Conclusion: A Guide for Business Strategy in the Age of AI Sameness
If you’re still chasing “first-mover AI advantage,” take a breath. That ship hasn’t quite sailed — but it’s definitely hoisting anchor. There’s still time to lead, but not much. Most businesses are still watching cautiously from the sidelines, wary of AI’s implications. But those who move now — who adopt, adapt, and experiment — will gain ground while others hesitate.
This isn’t a call to avoid AI — far from it. Even the playful stuff, like those uncanny AI-generated videos or design tools, has its place. But we have to move past the novelty. It’s not about if you use AI. It’s about how strategically you use it. Because soon, just using it won’t be enough.
We’re now playing a different game. One where “everyone being brilliant” doesn’t make you special. It just resets the game to zero.

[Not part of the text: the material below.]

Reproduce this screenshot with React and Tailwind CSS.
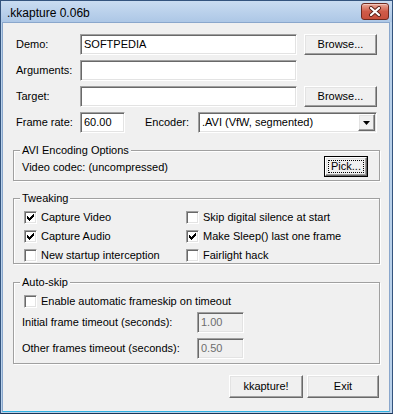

Here’s what to focus on instead:
🔑 Strategic Priorities for Modern Business
| Priority | Why It Matters | How to Action It |
|---|---|---|
| Energy Security | AI = Compute. Compute = Electricity. | Partner with sustainable energy providers. Explore decentralised compute infrastructure. Consider long-term contracts for power access. |
| Own Your Data | Public data is table stakes. Private data is power. | Invest in secure data ecosystems. Build your own data capture tools. Monetise your insights. Protect them fiercely. |
| Human-Centred Design | Trust is the new currency. | Build human-verified experiences. Prioritise clarity, empathy, and usability. Design with emotion, not just logic. |
| Curation Over Creation | Content is infinite. Attention isn’t. | Curate experiences. Build communities. Be the filter, not the firehose. Use your brand voice with intent. |
| Develop Problem Finders | AI solves problems. Humans define them. | Foster upstream thinking. Hire curious minds. Encourage interdisciplinary perspectives. Reward exploration, not just efficiency. |
Winning in this new era isn’t about being the loudest, fastest, or smartest. It’s about being the most human in a room full of machines. It’s about knowing where to run when the treadmill never stops.
Choose a different race. That’s how you win the Red Queen’s gambit.